### SUPPLIED DATA
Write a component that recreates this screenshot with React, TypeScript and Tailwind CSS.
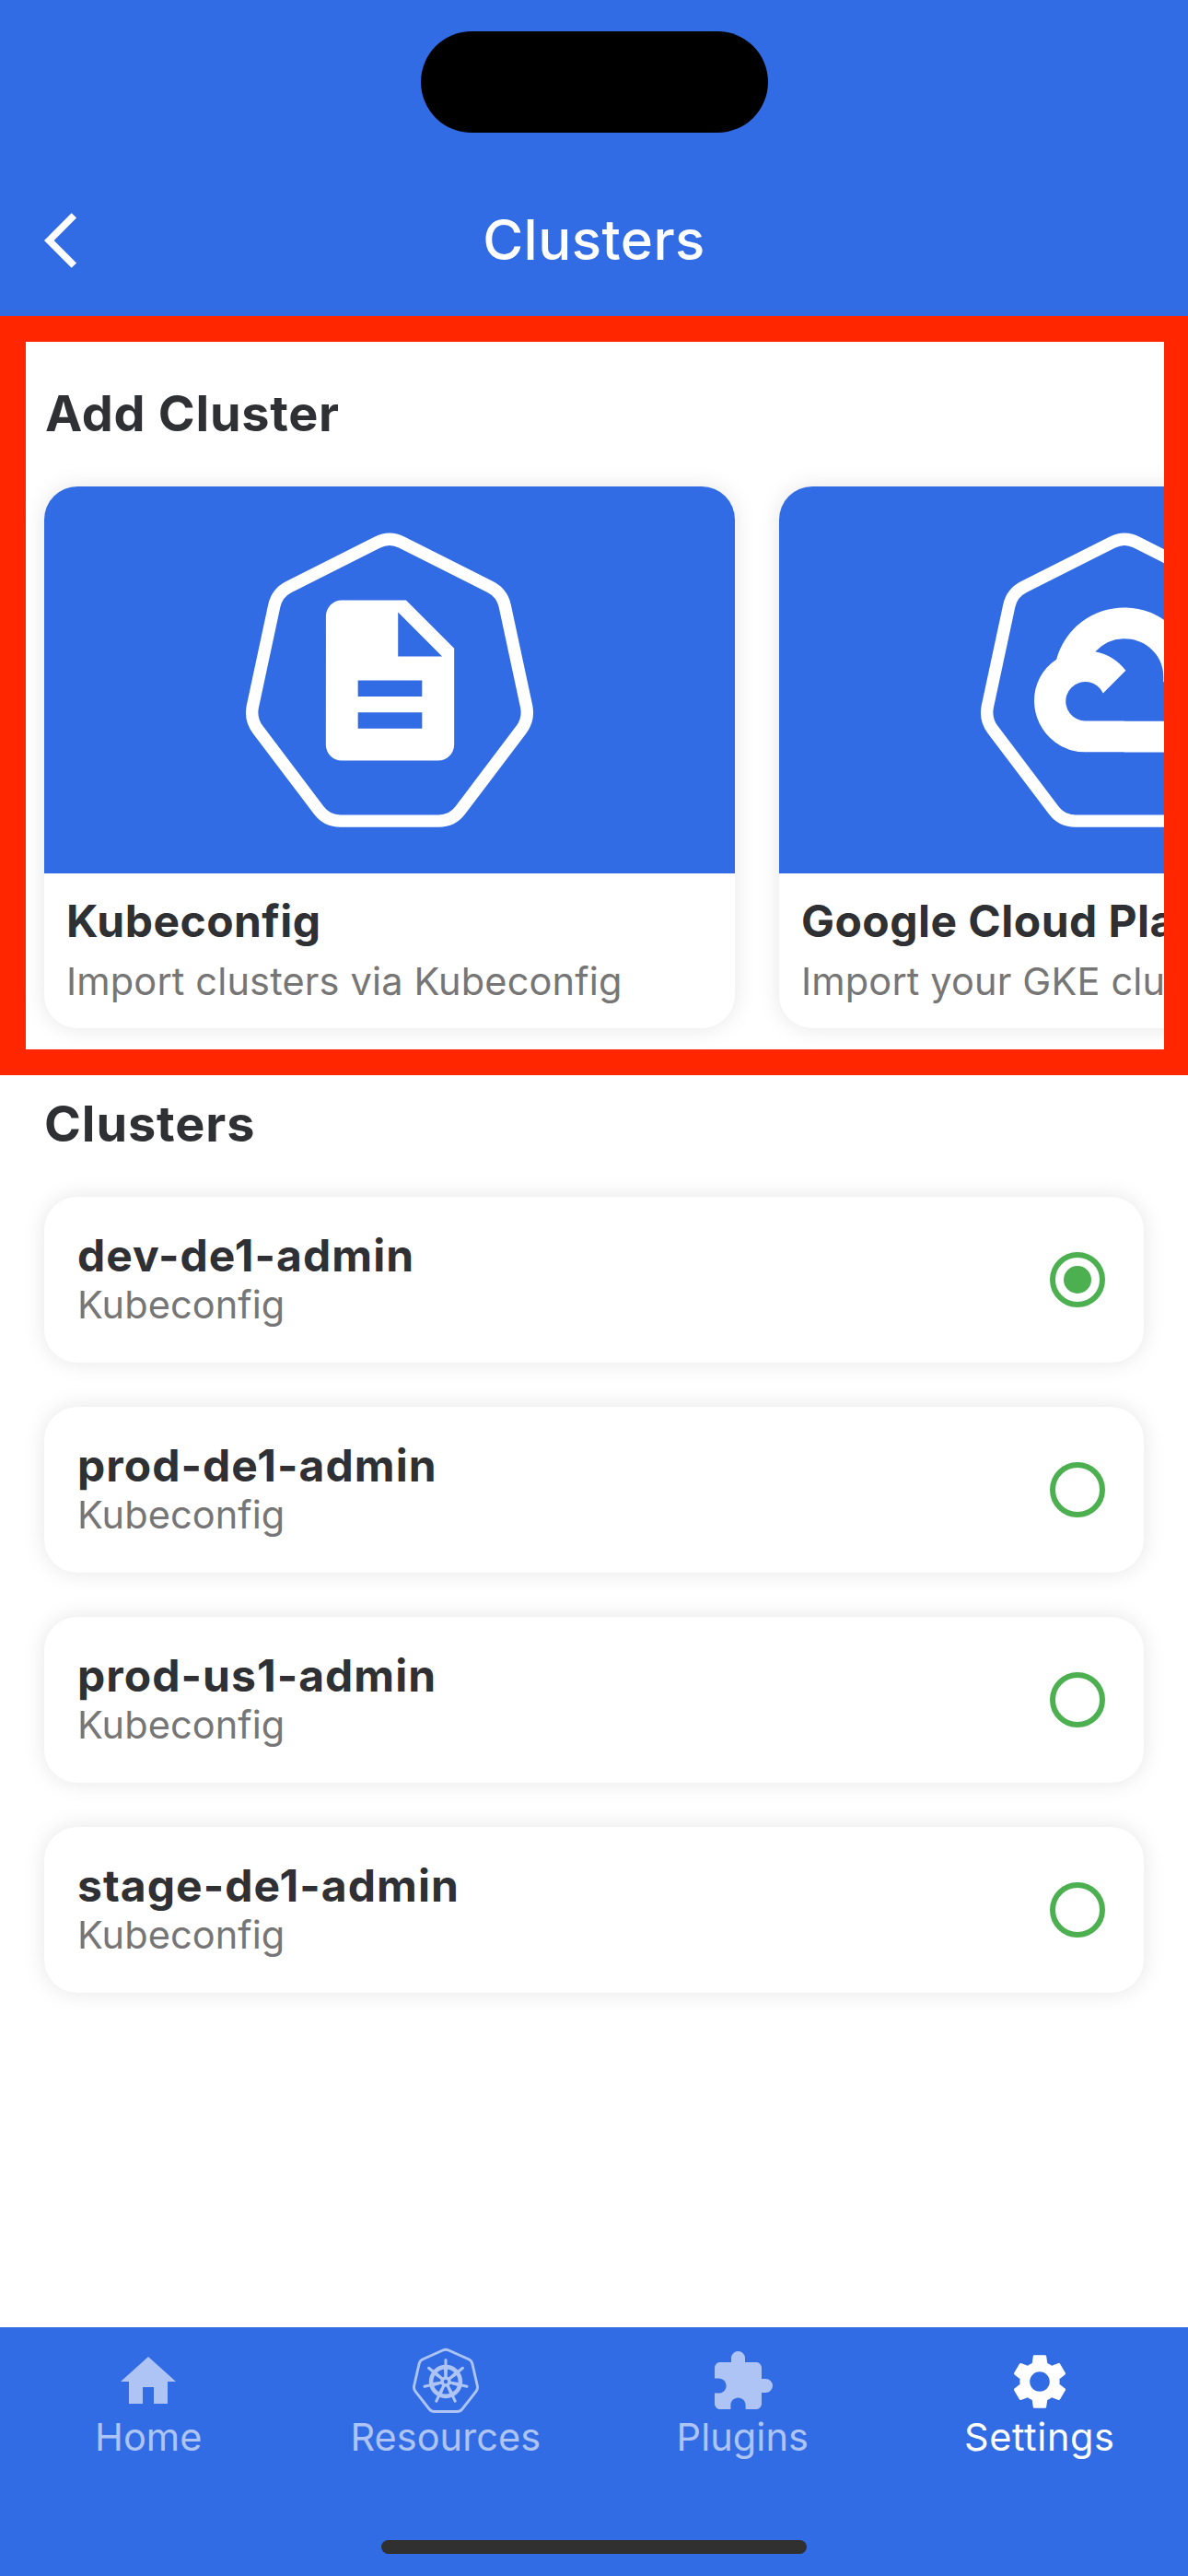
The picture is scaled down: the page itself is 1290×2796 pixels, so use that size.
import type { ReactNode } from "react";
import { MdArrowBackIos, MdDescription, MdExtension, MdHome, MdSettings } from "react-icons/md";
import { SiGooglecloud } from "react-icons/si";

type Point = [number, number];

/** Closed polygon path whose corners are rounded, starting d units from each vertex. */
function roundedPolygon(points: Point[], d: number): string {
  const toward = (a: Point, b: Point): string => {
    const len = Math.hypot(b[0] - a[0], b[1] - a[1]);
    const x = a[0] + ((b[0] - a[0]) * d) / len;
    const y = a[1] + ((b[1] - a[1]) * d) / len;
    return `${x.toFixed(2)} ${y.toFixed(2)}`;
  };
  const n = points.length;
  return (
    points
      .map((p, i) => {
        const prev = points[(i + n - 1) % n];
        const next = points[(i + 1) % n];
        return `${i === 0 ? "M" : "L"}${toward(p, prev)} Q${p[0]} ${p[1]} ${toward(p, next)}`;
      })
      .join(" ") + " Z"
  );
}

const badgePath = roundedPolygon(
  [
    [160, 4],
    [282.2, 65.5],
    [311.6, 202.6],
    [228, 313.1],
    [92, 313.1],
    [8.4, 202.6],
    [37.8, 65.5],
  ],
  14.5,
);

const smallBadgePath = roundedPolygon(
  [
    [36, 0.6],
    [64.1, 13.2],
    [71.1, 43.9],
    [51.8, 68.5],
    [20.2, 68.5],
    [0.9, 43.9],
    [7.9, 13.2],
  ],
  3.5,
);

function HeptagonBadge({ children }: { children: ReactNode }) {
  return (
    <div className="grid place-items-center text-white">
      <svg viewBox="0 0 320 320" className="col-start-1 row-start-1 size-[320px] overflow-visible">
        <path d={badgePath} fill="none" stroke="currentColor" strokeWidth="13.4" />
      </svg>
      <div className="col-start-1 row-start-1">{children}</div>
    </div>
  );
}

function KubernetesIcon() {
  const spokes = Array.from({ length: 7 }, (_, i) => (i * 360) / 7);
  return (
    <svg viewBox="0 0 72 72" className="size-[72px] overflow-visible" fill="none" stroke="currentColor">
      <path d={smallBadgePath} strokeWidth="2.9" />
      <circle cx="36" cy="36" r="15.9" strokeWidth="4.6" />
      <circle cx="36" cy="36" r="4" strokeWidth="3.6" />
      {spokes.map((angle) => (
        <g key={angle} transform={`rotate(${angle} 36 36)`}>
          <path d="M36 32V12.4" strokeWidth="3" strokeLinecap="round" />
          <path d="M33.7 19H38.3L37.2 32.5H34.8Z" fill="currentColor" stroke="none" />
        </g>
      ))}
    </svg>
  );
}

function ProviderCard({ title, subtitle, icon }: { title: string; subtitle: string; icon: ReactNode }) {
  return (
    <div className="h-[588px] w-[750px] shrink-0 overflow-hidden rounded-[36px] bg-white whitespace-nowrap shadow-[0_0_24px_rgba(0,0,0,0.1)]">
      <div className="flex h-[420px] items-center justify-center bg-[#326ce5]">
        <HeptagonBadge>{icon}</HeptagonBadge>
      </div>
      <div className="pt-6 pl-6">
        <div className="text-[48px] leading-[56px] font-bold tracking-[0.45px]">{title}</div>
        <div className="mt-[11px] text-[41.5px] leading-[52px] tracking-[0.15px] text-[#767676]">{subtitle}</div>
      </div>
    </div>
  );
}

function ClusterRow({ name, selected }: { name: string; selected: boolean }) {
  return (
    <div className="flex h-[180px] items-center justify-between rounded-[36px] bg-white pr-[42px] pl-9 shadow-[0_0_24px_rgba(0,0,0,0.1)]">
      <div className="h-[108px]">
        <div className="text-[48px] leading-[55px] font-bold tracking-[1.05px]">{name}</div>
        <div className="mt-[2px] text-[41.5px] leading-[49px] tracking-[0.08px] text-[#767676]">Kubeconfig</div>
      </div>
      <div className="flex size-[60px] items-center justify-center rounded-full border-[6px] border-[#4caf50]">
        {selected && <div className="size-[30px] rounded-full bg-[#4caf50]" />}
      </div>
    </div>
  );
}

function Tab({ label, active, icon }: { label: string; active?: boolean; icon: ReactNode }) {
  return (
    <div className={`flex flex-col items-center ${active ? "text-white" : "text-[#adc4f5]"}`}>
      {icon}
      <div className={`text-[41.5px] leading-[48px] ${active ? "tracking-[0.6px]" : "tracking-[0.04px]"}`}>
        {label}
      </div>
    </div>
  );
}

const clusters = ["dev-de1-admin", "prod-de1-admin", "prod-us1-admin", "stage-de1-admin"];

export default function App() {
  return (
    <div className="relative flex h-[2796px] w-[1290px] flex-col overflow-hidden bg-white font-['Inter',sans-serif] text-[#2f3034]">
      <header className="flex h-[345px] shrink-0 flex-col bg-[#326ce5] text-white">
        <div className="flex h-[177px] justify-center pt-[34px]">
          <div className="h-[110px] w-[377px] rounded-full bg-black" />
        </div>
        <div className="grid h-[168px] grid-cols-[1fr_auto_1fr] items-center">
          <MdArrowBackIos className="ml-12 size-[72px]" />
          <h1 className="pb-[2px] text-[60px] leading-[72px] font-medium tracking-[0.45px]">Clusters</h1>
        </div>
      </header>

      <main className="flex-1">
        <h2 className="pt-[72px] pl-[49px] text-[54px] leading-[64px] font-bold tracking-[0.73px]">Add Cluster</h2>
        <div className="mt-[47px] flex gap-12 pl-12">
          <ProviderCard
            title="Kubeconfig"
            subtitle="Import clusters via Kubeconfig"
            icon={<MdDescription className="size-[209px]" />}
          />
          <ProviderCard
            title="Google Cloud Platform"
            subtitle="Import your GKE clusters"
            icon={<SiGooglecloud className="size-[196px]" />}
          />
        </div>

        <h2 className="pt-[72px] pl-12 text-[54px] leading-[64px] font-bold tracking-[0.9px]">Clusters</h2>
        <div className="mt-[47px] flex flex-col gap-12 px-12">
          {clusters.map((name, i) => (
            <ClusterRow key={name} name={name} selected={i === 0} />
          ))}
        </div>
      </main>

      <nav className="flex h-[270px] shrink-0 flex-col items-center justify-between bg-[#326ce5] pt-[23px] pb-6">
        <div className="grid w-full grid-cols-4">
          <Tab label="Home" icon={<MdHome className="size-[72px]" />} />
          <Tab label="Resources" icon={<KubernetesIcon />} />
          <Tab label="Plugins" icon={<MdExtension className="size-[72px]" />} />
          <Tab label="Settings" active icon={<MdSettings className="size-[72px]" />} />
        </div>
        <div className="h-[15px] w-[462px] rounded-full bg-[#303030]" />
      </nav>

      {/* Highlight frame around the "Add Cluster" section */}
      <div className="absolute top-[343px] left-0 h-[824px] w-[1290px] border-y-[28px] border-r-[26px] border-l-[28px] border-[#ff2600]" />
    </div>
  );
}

### THE EXERCISE
Leave out the pictures and transcribe everything else exactly.

### WRITTEN RESPONSE
Write a component that recreates this screenshot with React, TypeScript and Tailwind CSS.
The picture is scaled down: the page itself is 1290×2796 pixels, so use that size.
import type { ReactNode } from "react";
import { MdArrowBackIos, MdDescription, MdExtension, MdHome, MdSettings } from "react-icons/md";
import { SiGooglecloud } from "react-icons/si";

type Point = [number, number];

/** Closed polygon path whose corners are rounded, starting d units from each vertex. */
function roundedPolygon(points: Point[], d: number): string {
  const toward = (a: Point, b: Point): string => {
    const len = Math.hypot(b[0] - a[0], b[1] - a[1]);
    const x = a[0] + ((b[0] - a[0]) * d) / len;
    const y = a[1] + ((b[1] - a[1]) * d) / len;
    return `${x.toFixed(2)} ${y.toFixed(2)}`;
  };
  const n = points.length;
  return (
    points
      .map((p, i) => {
        const prev = points[(i + n - 1) % n];
        const next = points[(i + 1) % n];
        return `${i === 0 ? "M" : "L"}${toward(p, prev)} Q${p[0]} ${p[1]} ${toward(p, next)}`;
      })
      .join(" ") + " Z"
  );
}

const badgePath = roundedPolygon(
  [
    [160, 4],
    [282.2, 65.5],
    [311.6, 202.6],
    [228, 313.1],
    [92, 313.1],
    [8.4, 202.6],
    [37.8, 65.5],
  ],
  14.5,
);

const smallBadgePath = roundedPolygon(
  [
    [36, 0.6],
    [64.1, 13.2],
    [71.1, 43.9],
    [51.8, 68.5],
    [20.2, 68.5],
    [0.9, 43.9],
    [7.9, 13.2],
  ],
  3.5,
);

function HeptagonBadge({ children }: { children: ReactNode }) {
  return (
    <div className="grid place-items-center text-white">
      <svg viewBox="0 0 320 320" className="col-start-1 row-start-1 size-[320px] overflow-visible">
        <path d={badgePath} fill="none" stroke="currentColor" strokeWidth="13.4" />
      </svg>
      <div className="col-start-1 row-start-1">{children}</div>
    </div>
  );
}

function KubernetesIcon() {
  const spokes = Array.from({ length: 7 }, (_, i) => (i * 360) / 7);
  return (
    <svg viewBox="0 0 72 72" className="size-[72px] overflow-visible" fill="none" stroke="currentColor">
      <path d={smallBadgePath} strokeWidth="2.9" />
      <circle cx="36" cy="36" r="15.9" strokeWidth="4.6" />
      <circle cx="36" cy="36" r="4" strokeWidth="3.6" />
      {spokes.map((angle) => (
        <g key={angle} transform={`rotate(${angle} 36 36)`}>
          <path d="M36 32V12.4" strokeWidth="3" strokeLinecap="round" />
          <path d="M33.7 19H38.3L37.2 32.5H34.8Z" fill="currentColor" stroke="none" />
        </g>
      ))}
    </svg>
  );
}

function ProviderCard({ title, subtitle, icon }: { title: string; subtitle: string; icon: ReactNode }) {
  return (
    <div className="h-[588px] w-[750px] shrink-0 overflow-hidden rounded-[36px] bg-white whitespace-nowrap shadow-[0_0_24px_rgba(0,0,0,0.1)]">
      <div className="flex h-[420px] items-center justify-center bg-[#326ce5]">
        <HeptagonBadge>{icon}</HeptagonBadge>
      </div>
      <div className="pt-6 pl-6">
        <div className="text-[48px] leading-[56px] font-bold tracking-[0.45px]">{title}</div>
        <div className="mt-[11px] text-[41.5px] leading-[52px] tracking-[0.15px] text-[#767676]">{subtitle}</div>
      </div>
    </div>
  );
}

function ClusterRow({ name, selected }: { name: string; selected: boolean }) {
  return (
    <div className="flex h-[180px] items-center justify-between rounded-[36px] bg-white pr-[42px] pl-9 shadow-[0_0_24px_rgba(0,0,0,0.1)]">
      <div className="h-[108px]">
        <div className="text-[48px] leading-[55px] font-bold tracking-[1.05px]">{name}</div>
        <div className="mt-[2px] text-[41.5px] leading-[49px] tracking-[0.08px] text-[#767676]">Kubeconfig</div>
      </div>
      <div className="flex size-[60px] items-center justify-center rounded-full border-[6px] border-[#4caf50]">
        {selected && <div className="size-[30px] rounded-full bg-[#4caf50]" />}
      </div>
    </div>
  );
}

function Tab({ label, active, icon }: { label: string; active?: boolean; icon: ReactNode }) {
  return (
    <div className={`flex flex-col items-center ${active ? "text-white" : "text-[#adc4f5]"}`}>
      {icon}
      <div className={`text-[41.5px] leading-[48px] ${active ? "tracking-[0.6px]" : "tracking-[0.04px]"}`}>
        {label}
      </div>
    </div>
  );
}

const clusters = ["dev-de1-admin", "prod-de1-admin", "prod-us1-admin", "stage-de1-admin"];

export default function App() {
  return (
    <div className="relative flex h-[2796px] w-[1290px] flex-col overflow-hidden bg-white font-['Inter',sans-serif] text-[#2f3034]">
      <header className="flex h-[345px] shrink-0 flex-col bg-[#326ce5] text-white">
        <div className="flex h-[177px] justify-center pt-[34px]">
          <div className="h-[110px] w-[377px] rounded-full bg-black" />
        </div>
        <div className="grid h-[168px] grid-cols-[1fr_auto_1fr] items-center">
          <MdArrowBackIos className="ml-12 size-[72px]" />
          <h1 className="pb-[2px] text-[60px] leading-[72px] font-medium tracking-[0.45px]">Clusters</h1>
        </div>
      </header>

      <main className="flex-1">
        <h2 className="pt-[72px] pl-[49px] text-[54px] leading-[64px] font-bold tracking-[0.73px]">Add Cluster</h2>
        <div className="mt-[47px] flex gap-12 pl-12">
          <ProviderCard
            title="Kubeconfig"
            subtitle="Import clusters via Kubeconfig"
            icon={<MdDescription className="size-[209px]" />}
          />
          <ProviderCard
            title="Google Cloud Platform"
            subtitle="Import your GKE clusters"
            icon={<SiGooglecloud className="size-[196px]" />}
          />
        </div>

        <h2 className="pt-[72px] pl-12 text-[54px] leading-[64px] font-bold tracking-[0.9px]">Clusters</h2>
        <div className="mt-[47px] flex flex-col gap-12 px-12">
          {clusters.map((name, i) => (
            <ClusterRow key={name} name={name} selected={i === 0} />
          ))}
        </div>
      </main>

      <nav className="flex h-[270px] shrink-0 flex-col items-center justify-between bg-[#326ce5] pt-[23px] pb-6">
        <div className="grid w-full grid-cols-4">
          <Tab label="Home" icon={<MdHome className="size-[72px]" />} />
          <Tab label="Resources" icon={<KubernetesIcon />} />
          <Tab label="Plugins" icon={<MdExtension className="size-[72px]" />} />
          <Tab label="Settings" active icon={<MdSettings className="size-[72px]" />} />
        </div>
        <div className="h-[15px] w-[462px] rounded-full bg-[#303030]" />
      </nav>

      {/* Highlight frame around the "Add Cluster" section */}
      <div className="absolute top-[343px] left-0 h-[824px] w-[1290px] border-y-[28px] border-r-[26px] border-l-[28px] border-[#ff2600]" />
    </div>
  );
}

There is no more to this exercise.